--- Collected material ---
"""

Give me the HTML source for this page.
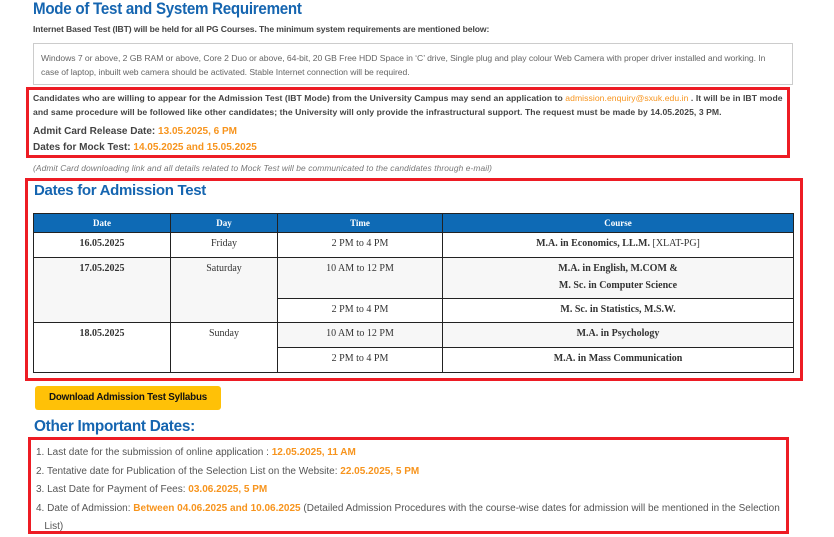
<!DOCTYPE html>
<html><head><meta charset="utf-8"><style>
*{margin:0;padding:0;box-sizing:border-box}
body{width:834px;height:537px;background:#fff;font-family:"Liberation Sans",sans-serif;color:#333;position:relative;overflow:hidden}
.a{position:absolute;white-space:nowrap}
h1{position:absolute;left:33px;top:-1px;font-size:17px;color:#1565b0;font-weight:bold;letter-spacing:-0.3px;white-space:nowrap;transform:scaleX(0.89);transform-origin:left top}
h2{position:absolute;font-size:15px;color:#1565b0;font-weight:bold;letter-spacing:-0.3px;white-space:nowrap}
.o{color:#f7941d;font-weight:bold}
.red{position:absolute;border:3px solid #ed1c24}
table{position:absolute;left:33px;top:213px;width:761px;border-collapse:collapse;font-family:"Liberation Serif",serif;font-size:10px;color:#333}
td,th{border:1px solid #222;text-align:center;vertical-align:top;padding-top:5px}
th{background:#0e6ab5;color:#fff;font-size:9px;height:19px;padding-top:4px}
td b{color:#333}
</style></head><body>
<h1>Mode of Test and System Requirement</h1>
<div class="a" style="left:33px;top:24px;font-size:8.6px;font-weight:bold;color:#444;letter-spacing:-0.1px">Internet Based Test (IBT) will be held for all PG Courses. The minimum system requirements are mentioned below:</div>
<div style="position:absolute;left:33px;top:43px;width:760px;height:42px;border:1px solid #ccc"></div>
<div class="a" style="left:41px;top:51px;font-size:8.6px;color:#666;letter-spacing:-0.05px;line-height:14px">Windows 7 or above, 2 GB RAM or above, Core 2 Duo or above, 64-bit, 20 GB Free HDD Space in ‘C’ drive, Single plug and play colour Web Camera with proper driver installed and working. In<br>case of laptop, inbuilt web camera should be activated. Stable Internet connection will be required.</div>
<div class="red" style="left:26px;top:87px;width:764px;height:71px"></div>
<div class="a" style="left:33px;top:92px;font-size:8.6px;font-weight:bold;color:#444;letter-spacing:0.06px;line-height:13.5px">Candidates who are willing to appear for the Admission Test (IBT Mode) from the University Campus may send an application to <span class="o" style="font-weight:normal">admission.enquiry@sxuk.edu.in</span> . It will be in IBT mode<br>and same procedure will be followed like other candidates; the University will only provide the infrastructural support. The request must be made by 14.05.2025, 3 PM.</div>
<div class="a" style="left:33px;top:126px;font-size:10px;font-weight:bold;color:#444">Admit Card Release Date: <span class="o">13.05.2025, 6 PM</span></div>
<div class="a" style="left:33px;top:142px;font-size:10px;font-weight:bold;color:#444">Dates for Mock Test: <span class="o">14.05.2025 and 15.05.2025</span></div>
<div class="a" style="left:33px;top:163px;font-size:8.4px;font-style:italic;color:#777;letter-spacing:0.1px">(Admit Card downloading link and all details related to Mock Test will be communicated to the candidates through e-mail)</div>
<div class="red" style="left:25px;top:178px;width:778px;height:203px"></div>
<h2 style="left:34px;top:182px">Dates for Admission Test</h2>
<table>
<tr><th style="width:137px">Date</th><th style="width:107px">Day</th><th style="width:165px">Time</th><th>Course</th></tr>
<tr style="height:25px"><td><b>16.05.2025</b></td><td>Friday</td><td>2 PM to 4 PM</td><td><b>M.A. in Economics, LL.M.</b> [XLAT-PG]</td></tr>
<tr style="height:41px;background:#f7f7f7"><td rowspan="2"><b>17.05.2025</b></td><td rowspan="2">Saturday</td><td>10 AM to 12 PM</td><td style="line-height:17px;padding-top:2px"><b>M.A. in English, M.COM &amp;<br>M. Sc. in Computer Science</b></td></tr>
<tr style="height:24px"><td>2 PM to 4 PM</td><td><b>M. Sc. in Statistics, M.S.W.</b></td></tr>
<tr style="height:25px;background:#f7f7f7"><td rowspan="2" style="background:#fff"><b>18.05.2025</b></td><td rowspan="2" style="background:#fff">Sunday</td><td>10 AM to 12 PM</td><td><b>M.A. in Psychology</b></td></tr>
<tr style="height:25px"><td>2 PM to 4 PM</td><td><b>M.A. in Mass Communication</b></td></tr>
</table>
<div style="position:absolute;left:35px;top:386px;width:186px;height:24px;background:#ffc107;border-radius:3px;font-size:9.8px;font-weight:bold;color:#111;text-align:center;line-height:24px;letter-spacing:-0.2px">Download Admission Test Syllabus</div>
<h2 style="left:34px;top:418px;font-size:16px;transform:scaleX(0.96);transform-origin:left top">Other Important Dates:</h2>
<div class="red" style="left:28px;top:437px;width:761px;height:97px"></div>
<div class="a" style="left:36px;top:444px;font-size:10px;color:#555;letter-spacing:0;line-height:18.5px">1. Last date for the submission of online application : <span class="o">12.05.2025, 11 AM</span><br>2. Tentative date for Publication of the Selection List on the Website: <span class="o">22.05.2025, 5 PM</span><br>3. Last Date for Payment of Fees: <span class="o">03.06.2025, 5 PM</span><br>4. Date of Admission: <span class="o">Between 04.06.2025 and 10.06.2025</span> (Detailed Admission Procedures with the course-wise dates for admission will be mentioned in the Selection<br>&nbsp;&nbsp;&nbsp;List)</div>
</body></html>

"""

Make an exact copy of the listing above. Do not include the pictures.

--- Solution to this problem ---
Give me the HTML source for this page.
<!DOCTYPE html>
<html><head><meta charset="utf-8"><style>
*{margin:0;padding:0;box-sizing:border-box}
body{width:834px;height:537px;background:#fff;font-family:"Liberation Sans",sans-serif;color:#333;position:relative;overflow:hidden}
.a{position:absolute;white-space:nowrap}
h1{position:absolute;left:33px;top:-1px;font-size:17px;color:#1565b0;font-weight:bold;letter-spacing:-0.3px;white-space:nowrap;transform:scaleX(0.89);transform-origin:left top}
h2{position:absolute;font-size:15px;color:#1565b0;font-weight:bold;letter-spacing:-0.3px;white-space:nowrap}
.o{color:#f7941d;font-weight:bold}
.red{position:absolute;border:3px solid #ed1c24}
table{position:absolute;left:33px;top:213px;width:761px;border-collapse:collapse;font-family:"Liberation Serif",serif;font-size:10px;color:#333}
td,th{border:1px solid #222;text-align:center;vertical-align:top;padding-top:5px}
th{background:#0e6ab5;color:#fff;font-size:9px;height:19px;padding-top:4px}
td b{color:#333}
</style></head><body>
<h1>Mode of Test and System Requirement</h1>
<div class="a" style="left:33px;top:24px;font-size:8.6px;font-weight:bold;color:#444;letter-spacing:-0.1px">Internet Based Test (IBT) will be held for all PG Courses. The minimum system requirements are mentioned below:</div>
<div style="position:absolute;left:33px;top:43px;width:760px;height:42px;border:1px solid #ccc"></div>
<div class="a" style="left:41px;top:51px;font-size:8.6px;color:#666;letter-spacing:-0.05px;line-height:14px">Windows 7 or above, 2 GB RAM or above, Core 2 Duo or above, 64-bit, 20 GB Free HDD Space in ‘C’ drive, Single plug and play colour Web Camera with proper driver installed and working. In<br>case of laptop, inbuilt web camera should be activated. Stable Internet connection will be required.</div>
<div class="red" style="left:26px;top:87px;width:764px;height:71px"></div>
<div class="a" style="left:33px;top:92px;font-size:8.6px;font-weight:bold;color:#444;letter-spacing:0.06px;line-height:13.5px">Candidates who are willing to appear for the Admission Test (IBT Mode) from the University Campus may send an application to <span class="o" style="font-weight:normal">admission.enquiry@sxuk.edu.in</span> . It will be in IBT mode<br>and same procedure will be followed like other candidates; the University will only provide the infrastructural support. The request must be made by 14.05.2025, 3 PM.</div>
<div class="a" style="left:33px;top:126px;font-size:10px;font-weight:bold;color:#444">Admit Card Release Date: <span class="o">13.05.2025, 6 PM</span></div>
<div class="a" style="left:33px;top:142px;font-size:10px;font-weight:bold;color:#444">Dates for Mock Test: <span class="o">14.05.2025 and 15.05.2025</span></div>
<div class="a" style="left:33px;top:163px;font-size:8.4px;font-style:italic;color:#777;letter-spacing:0.1px">(Admit Card downloading link and all details related to Mock Test will be communicated to the candidates through e-mail)</div>
<div class="red" style="left:25px;top:178px;width:778px;height:203px"></div>
<h2 style="left:34px;top:182px">Dates for Admission Test</h2>
<table>
<tr><th style="width:137px">Date</th><th style="width:107px">Day</th><th style="width:165px">Time</th><th>Course</th></tr>
<tr style="height:25px"><td><b>16.05.2025</b></td><td>Friday</td><td>2 PM to 4 PM</td><td><b>M.A. in Economics, LL.M.</b> [XLAT-PG]</td></tr>
<tr style="height:41px;background:#f7f7f7"><td rowspan="2"><b>17.05.2025</b></td><td rowspan="2">Saturday</td><td>10 AM to 12 PM</td><td style="line-height:17px;padding-top:2px"><b>M.A. in English, M.COM &amp;<br>M. Sc. in Computer Science</b></td></tr>
<tr style="height:24px"><td>2 PM to 4 PM</td><td><b>M. Sc. in Statistics, M.S.W.</b></td></tr>
<tr style="height:25px;background:#f7f7f7"><td rowspan="2" style="background:#fff"><b>18.05.2025</b></td><td rowspan="2" style="background:#fff">Sunday</td><td>10 AM to 12 PM</td><td><b>M.A. in Psychology</b></td></tr>
<tr style="height:25px"><td>2 PM to 4 PM</td><td><b>M.A. in Mass Communication</b></td></tr>
</table>
<div style="position:absolute;left:35px;top:386px;width:186px;height:24px;background:#ffc107;border-radius:3px;font-size:9.8px;font-weight:bold;color:#111;text-align:center;line-height:24px;letter-spacing:-0.2px">Download Admission Test Syllabus</div>
<h2 style="left:34px;top:418px;font-size:16px;transform:scaleX(0.96);transform-origin:left top">Other Important Dates:</h2>
<div class="red" style="left:28px;top:437px;width:761px;height:97px"></div>
<div class="a" style="left:36px;top:444px;font-size:10px;color:#555;letter-spacing:0;line-height:18.5px">1. Last date for the submission of online application : <span class="o">12.05.2025, 11 AM</span><br>2. Tentative date for Publication of the Selection List on the Website: <span class="o">22.05.2025, 5 PM</span><br>3. Last Date for Payment of Fees: <span class="o">03.06.2025, 5 PM</span><br>4. Date of Admission: <span class="o">Between 04.06.2025 and 10.06.2025</span> (Detailed Admission Procedures with the course-wise dates for admission will be mentioned in the Selection<br>&nbsp;&nbsp;&nbsp;List)</div>
</body></html>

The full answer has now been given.